黒沢あすかとしての仕事が来たときは、脱ぎになろうが人を殺そうが、「どんどんやってきて」と。だからちゃんとバランスよく生きさせてもらっているなと。そういう20年でした。

――私生活では更年期が大変だったと、以前女子SPA!でもインタビューでお答えになっていましたが、パッと解消されたそうですね。

黒沢:仕事でも人生でも新しい道を切り開こうと考え始めてからは、自分が何気なく観ていたテレビ、何気なくスクロールしていたスマホのSNS、いろいろなところから「あ!」と思えるヒントなり、答えに巡り合えるんですよね。そうすると、それをやってみよう、試してみようという方向に導かれていくことは、多々ありましたね。

◆生きることには“はてな”が大事

――ヒントや正解が転がっていることに気付けなかったわけですね。

黒沢:きっとそうだと思うんです。
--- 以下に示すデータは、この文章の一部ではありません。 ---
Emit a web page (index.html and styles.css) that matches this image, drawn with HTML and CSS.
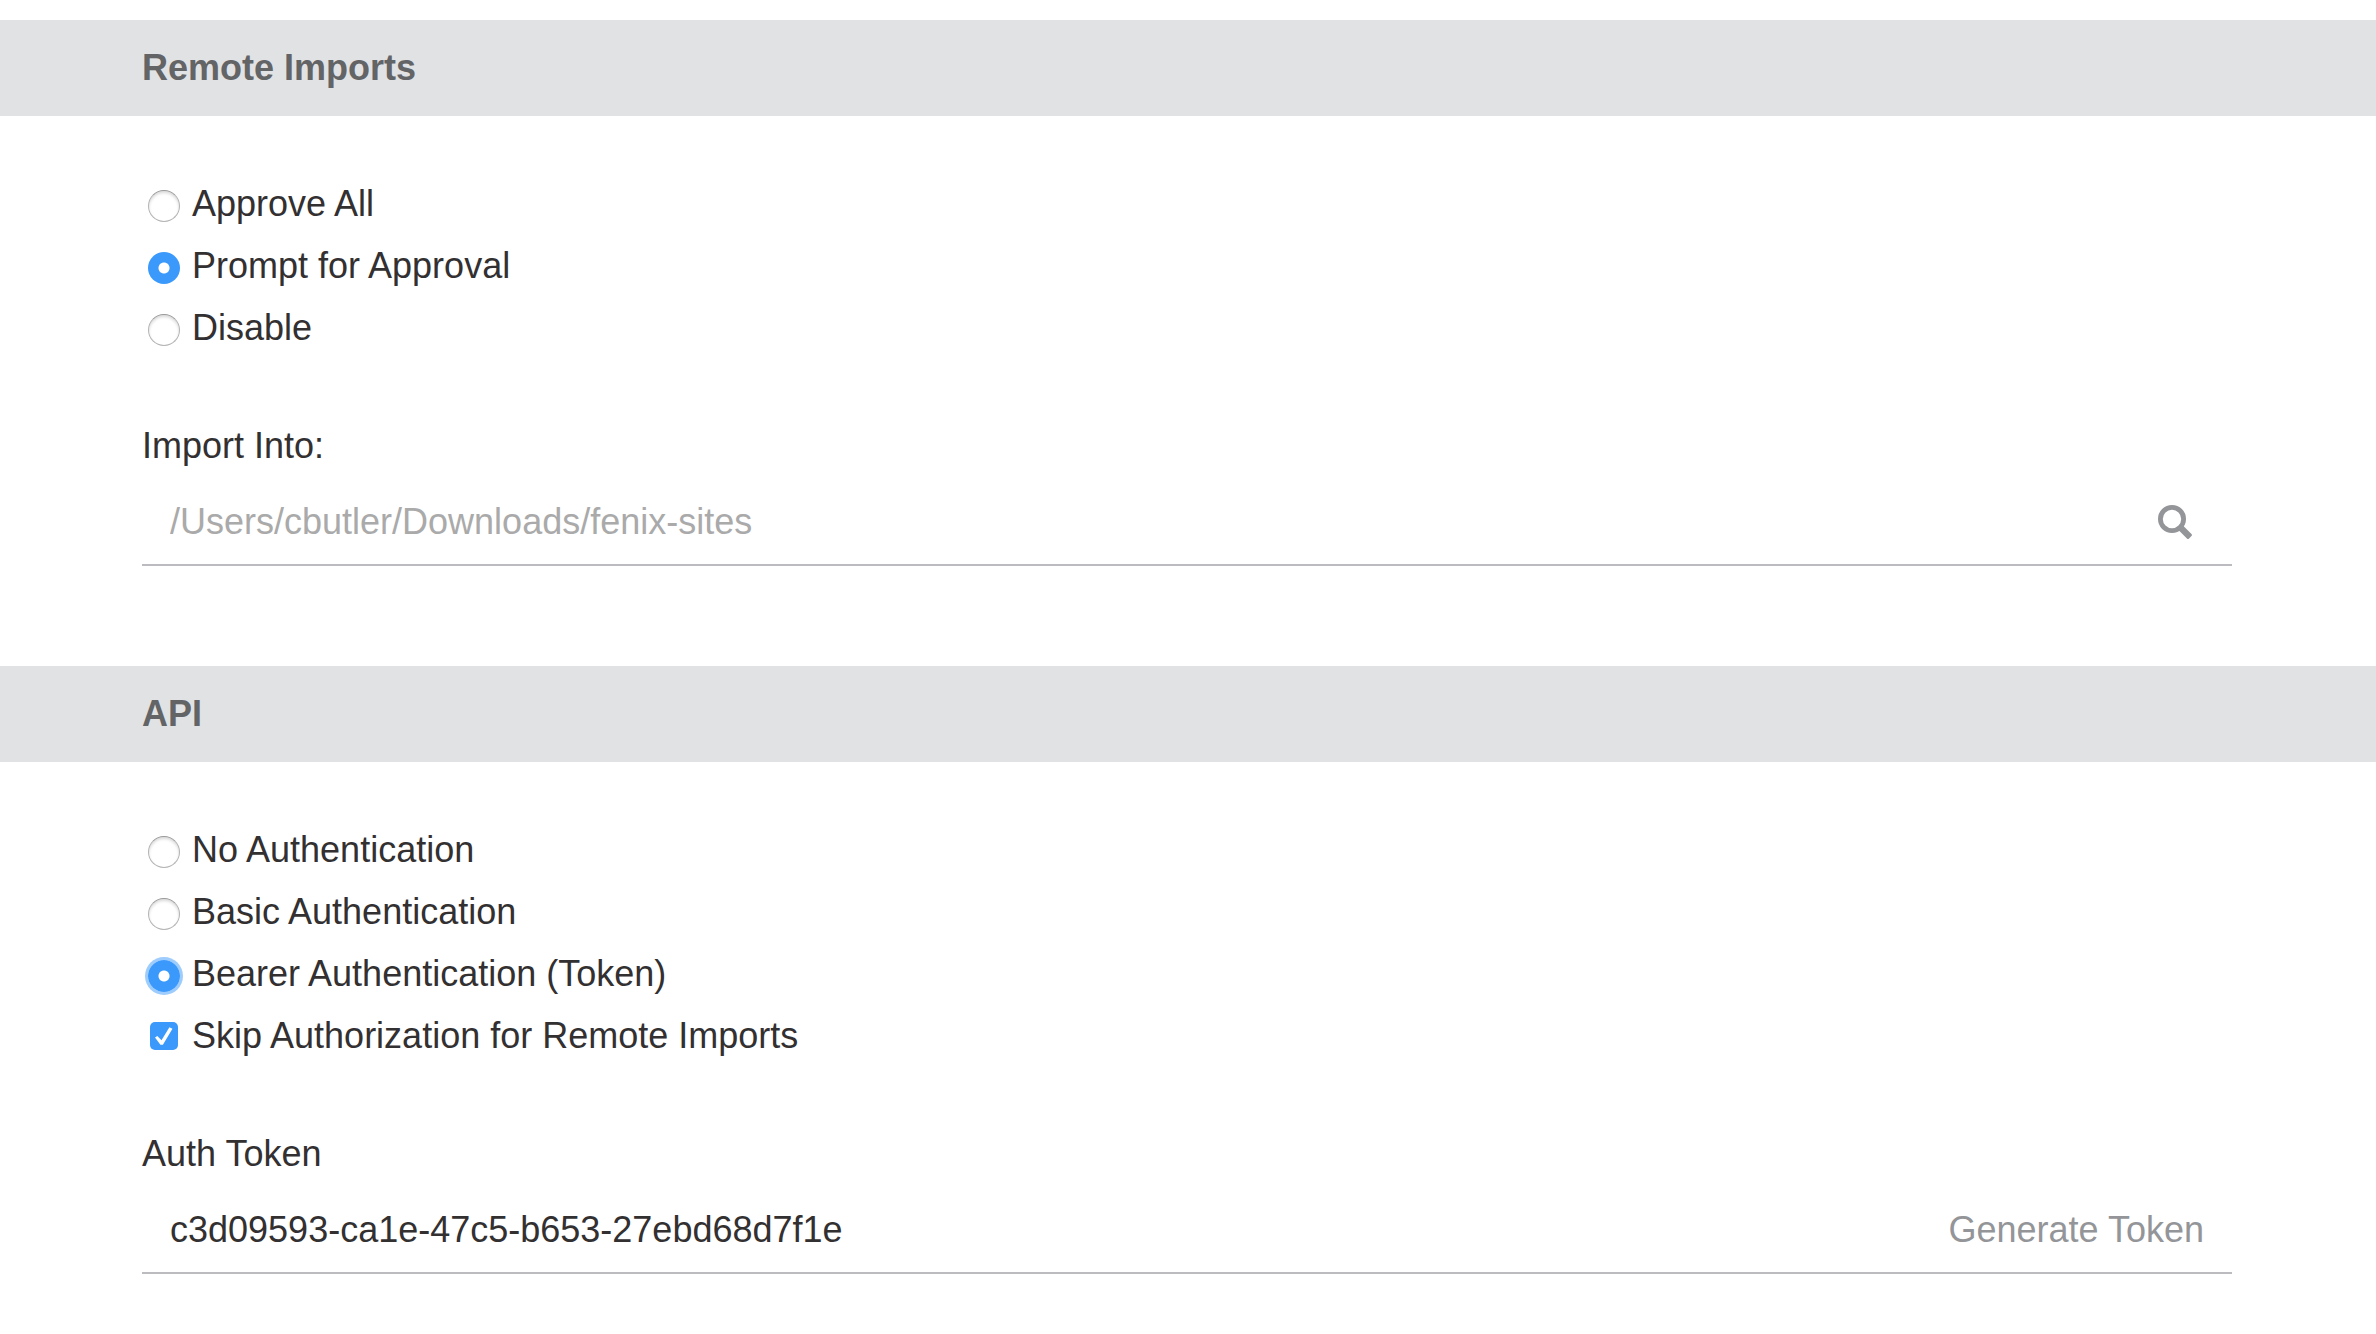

向こうのほうからやってくる感じですかね。「ほら、こんなのもあるよ」みたいな。自然と自分の前に出てくるんです。もちろんそこに至るまで答えを知りたい、知りたいとさんざんあがいてるのですが、次の段階では向こうからやって来る。切り開いていくと、こういうことになるのかなと。

――待ってるだけではダメなんですね。自分から探しにいくことが何より大切だと。

黒沢:なので常に生きることには“はてな”が、なんだろうと疑問に思うことが大事なんだなと。自分の内側だけでなく、外側に興味を持つということが大事ですね。単に年齢を重ねていくと、まわりはどうでもよくなって、自分の内側に籠りやすいなと感じます。世の中は動いてるのに、わたしはこれが好きだだからいいやとなりがちだけれど、外のいろいろなことに興味を持って、飛び込んで行く必要はありますよね。特にこの世界にいるのではあれば、なおさら必要だなと思います。

◆子育ても終わりにさしかかり、仕事に集中できるように

――いろいろな意味で節目を感じる現在を経て、この先、どのように過ごしたいと考えていますか。

黒沢:梅沢はこの作品を特殊メイクの仕事の合間に作っていたので、できあがるまでに2年かかっています。今、新しい台本を書いていると言っていますが、あの人はどういうタイミングでわたしのところへ持って来てくれるのかなという気持ちでいます。ただ、それにわたしが入っているのかどうか、実は特に意識していません。梅沢の作品作りに関しては、彼がこの先も作り続けるのであれば、どのような形でも応援したいと思っています。

――母としてはいかがでしょうか。

黒沢:息子が3人いまして、一番下の三男は高校2年生ですが、手のかからない子なんですね。ですから自分の仕事に集中できていますし、若い頃のようなセリフ覚えもよみがえってきています。ただ、お声がかからなければ現場には行けないわけですから、若い頃のように「仕事来い来い!」ではなく(笑)、自分の人生をしっかり生きることによって、お仕事の話を手繰り寄せられるのではないと、今は思います。

――なるほど、俳優と母親と分けて考えるのではなく、毎日をきちんと生きるということ。

黒沢:そうですね。日々をちゃんと生きていくといことが大事かと思います。ただ、ひとつ欲を言わせていただくとすれば、「大河ドラマに出たい」という子どもの頃からの夢があるので、何年かかっててもいいから呼ばれたいですね。

あとは老婆を演じてみたいです。お母さん役や中年の女性役には挑戦したので、後は何ができるかというと老婆役があるんです。もしくは、この世の生きものでもないものに取り組めたら面白いなと思っています。